I really like Go. I think the biggest challenge for me was finding projects that I could truly understand why they existed. Go is incredibly popular in the world of devops and containers, which I don’t have a great deal of exposure to.

I would like to continue to work with Go and a find a place where it dovetails with my needs or the needs of the team I work on.


I’ve worked with Python before, even on a professional level (I once found a job on Elance to write a student’s computer science assignments in Python 😆) But I have been pretty averse to it. Python however is one of the most in-demand programming languages and is the glue language for AI/ML. I figured that if there was a place to invest time into growing my knowledge, Python would probably pay the greatest dividends.


  • boaviztapi - Uncaught exception to include CORS middleware - FastAPI is an incredibly popular web framework, so I wanted to find a project that had an open issue which utilized FastAPI. If an uncaught exception bubbles up, middleware is not applied to the response. In this case, there’s no CORS headers added to the response, so the 500 response won’t necessarily be returned to the end-user. This was fun to work on and pretty informative. I learned about exception handling and that context can be suppressed (which Python adds when an Exception is raised while handling another Exception)
  • talkdai/dialog - Allow setting model_name in the prompt’s TOML - One of the things about Python that has kind of confused and frustrated me is the declaration of variables which are importable in other packages. I’m very used to the namespacing of PSR standard PHP, so this always makes me scratch my head a bit. I also learned that a Python dict has a handy method for getting a value by key OR returning a default.
  • cogent3 - Filter available_apps by name - I love that Python now has typehints. My understanding is that typehints are more a nicety than a true enforcement of types, which I dislike. I find the {str} in {another_str} format to be a big departure, but something I imagine I could get used to.
  • monkeypatch/tanuki.py - Telemetry can be disabled - class level static variables are unintuitive to me coming from PHP-land, so realizing I had to reference the class by name within a static method was a learning opportunity.

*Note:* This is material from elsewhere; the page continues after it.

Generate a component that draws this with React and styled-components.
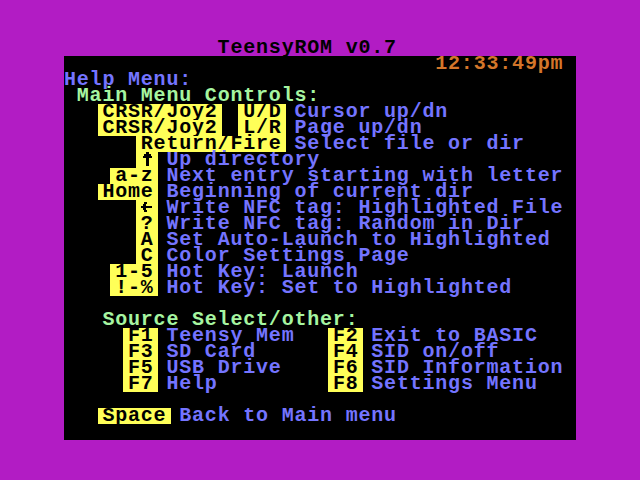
import React from "react";
import styled, { createGlobalStyle } from "styled-components";

const CELL = 12.8;
const FONT = 20;

const colors = {
  border: "#b21cc4",
  blue: "#7474ff",
  green: "#a6f5a0",
  orange: "#d4762a",
  yellow: "#ffff58",
};

const GlobalStyle = createGlobalStyle`
  html, body {
    margin: 0;
    padding: 0;
    background: ${colors.border};
  }
`;

const Frame = styled.div`
  width: 640px;
  height: 480px;
  box-sizing: border-box;
  padding: 40px 64px;
  background: ${colors.border};
  font-family: "Liberation Mono", "DejaVu Sans Mono", monospace;
  font-weight: bold;
  font-size: ${FONT}px;
  letter-spacing: ${CELL - FONT * 0.6}px;
  display: flex;
  flex-direction: column;
`;

const TitleBar = styled.div`
  height: 16px;
  line-height: 16px;
  white-space: pre;
  color: #000;
`;

const Screen = styled.div`
  flex: 1;
  background: #000;
  display: flex;
  flex-direction: column;
`;

const Line = styled.div`
  height: 16px;
  line-height: 16px;
  white-space: pre;
  color: ${(p) => p.$color || colors.blue};
`;

const Key = styled.span`
  display: inline-block;
  height: 16px;
  line-height: 16px;
  vertical-align: top;
  background: ${colors.yellow};
  color: #000;
  padding: 0 4.8px;
  margin: 0 -4.8px;
`;

const Glyph = styled.svg`
  display: inline-block;
  vertical-align: top;
  width: ${CELL}px;
  height: 16px;
`;

const Text = styled.span`
  color: ${(p) => p.$color || "inherit"};
`;

// PETSCII arrow glyphs, 8x8 bitmaps
const bitmaps = {
  up: [
    "00011000",
    "00111100",
    "01111110",
    "00011000",
    "00011000",
    "00011000",
    "00011000",
    "00000000",
  ],
  left: [
    "00000000",
    "00110000",
    "01100000",
    "11111110",
    "01100000",
    "00110000",
    "00000000",
    "00000000",
  ],
};

const PixelGlyph = ({ name }) => (
  <Glyph viewBox="0 0 8 8" preserveAspectRatio="none" shapeRendering="crispEdges">
    {bitmaps[name].flatMap((row, y) =>
      row
        .split("")
        .map((b, x) =>
          b === "1" ? <rect key={`${x}-${y}`} x={x} y={y} width="1" height="1" fill="#000" /> : null
        )
    )}
  </Glyph>
);

// each segment: [column, text, kind]
const rows = [
  [[29, "12:33:49pm", "time"]],
  [[0, "Help Menu:"]],
  [[1, "Main Menu Controls:", "head"]],
  [[3, "CRSR/Joy2", "key"], [14, "U/D", "key"], [18, "Cursor up/dn"]],
  [[3, "CRSR/Joy2", "key"], [14, "L/R", "key"], [18, "Page up/dn"]],
  [[6, "Return/Fire", "key"], [18, "Select file or dir"]],
  [[6, "up", "glyph"], [8, "Up directory"]],
  [[4, "a-z", "key"], [8, "Next entry starting with letter"]],
  [[3, "Home", "key"], [8, "Beginning of current dir"]],
  [[6, "left", "glyph"], [8, "Write NFC tag: Highlighted File"]],
  [[6, "?", "key"], [8, "Write NFC tag: Random in Dir"]],
  [[6, "A", "key"], [8, "Set Auto-Launch to Highlighted"]],
  [[6, "C", "key"], [8, "Color Settings Page"]],
  [[4, "1-5", "key"], [8, "Hot Key: Launch"]],
  [[4, "!-%", "key"], [8, "Hot Key: Set to Highlighted"]],
  [],
  [[3, "Source Select/other:", "head"]],
  [[5, "F1", "key"], [8, "Teensy Mem"], [21, "F2", "key"], [24, "Exit to BASIC"]],
  [[5, "F3", "key"], [8, "SD Card"], [21, "F4", "key"], [24, "SID on/off"]],
  [[5, "F5", "key"], [8, "USB Drive"], [21, "F6", "key"], [24, "SID Information"]],
  [[5, "F7", "key"], [8, "Help"], [21, "F8", "key"], [24, "Settings Menu"]],
  [],
  [[3, "Space", "key"], [9, "Back to Main menu"]],
  [],
];

const kindColor = {
  time: colors.orange,
  head: colors.green,
};

const Row = ({ segments }) => {
  let col = 0;
  const parts = [];
  segments.forEach(([at, text, kind], i) => {
    if (at > col) parts.push(" ".repeat(at - col));
    if (kind === "glyph") {
      col = at + 1;
      parts.push(
        <Key key={i}>
          <PixelGlyph name={text} />
        </Key>
      );
      return;
    }
    col = at + text.length;
    if (kind === "key") parts.push(<Key key={i}>{text}</Key>);
    else
      parts.push(
        <Text key={i} $color={kindColor[kind]}>
          {text}
        </Text>
      );
  });
  return <Line>{parts.length ? parts : " "}</Line>;
};

export default function App() {
  return (
    <>
      <GlobalStyle />
      <Frame>
        <TitleBar>{"            TeensyROM v0.7"}</TitleBar>
        <Screen>
          {rows.map((r, i) => (
            <Row key={i} segments={r} />
          ))}
        </Screen>
      </Frame>
    </>
  );
}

Python requires a good IDE due to its dynamic typing. And even using PyCharm, I found that it was often a struggle to find which function was being called on an object. I hope that as typehints become more widely adopted, this problem will lessen.

Poetry, pyenv, venv… wtf? There’s too much going on here, and I struggled with each project to get the environment set up. PyCharm does help with that, to some degree, but it’s still not perfect. It really helps me appreciate composer, PHP’s package manager as well as tools like Laravel’s valet.

Final Thoughts

Open-source maintainers of smaller projects have been so incredibly kind to me in my journey. The majority of my open-source contributions have been to Laravel and its associated packages, where the environment is a lot different. There is a lot less patience for questions or people who want to just learn. This is not an indictment of that community, it’s the nature of a large-scale project.

I think I will continue to focus on Python for a bit. Given the number of popular uses of the language, it presents opportunities to go broad before going deep.